What do you think the key to your success is?
I don't think I've achieved success yet, but the key is to keep going and always have a heart to learn -- read books, watch YouTube videos, etc.
One thing my instructor told me was, "If you’re not growing, you’re decaying." If you are not using every single day to learn something new or try something new, then you’re not getting anywhere. As long as you’re learning something, you’re getting closer to succeeding in your goals.
What is happiness to you? What are some things that keep you grounded?
Happiness to me is a specific feeling of contentment. It’s like a thermometer; you have to gauge what happiness, excitement, or sadness means to you. It took me a while to understand what happiness meant to me and it’s just contentment. For example, if I died right now, I would be pretty happy with where I am.

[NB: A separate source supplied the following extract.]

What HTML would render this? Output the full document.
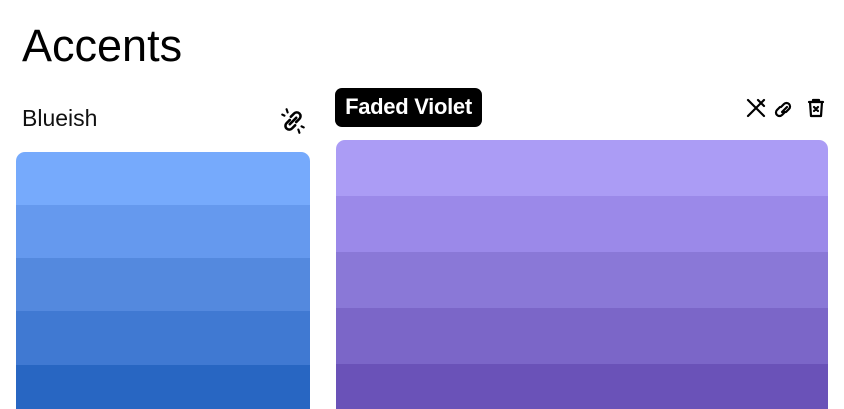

The way I stay grounded on a day to day basis is by setting boundaries (e.g., not checking my phone after a certain time). Everyone can get triggered by the content they see on social media so protecting myself from this type of stuff and setting boundaries helps me keep myself grounded, stay on track, and stay in my lane.
Don't try to force a collaboration. If it's a match, then it will feel right.
If you keep going and never give up, you’re bound to find success in something. Use that success to bounce back and keep moving forward.
The key is to (literally!) snap yourself out of your negative thoughts.
Put your work out there on all sorts of platforms. Just let it be known to everyone what you’re doing.
Hone your craft little by little. There’s no one in this world who has it perfect right off the bat on their first try.
If you're not growing, you're decaying.
The key to success is to keep going and always have a heart to learn.
As a freelancer, remember to protect your time, emotions, and boundaries.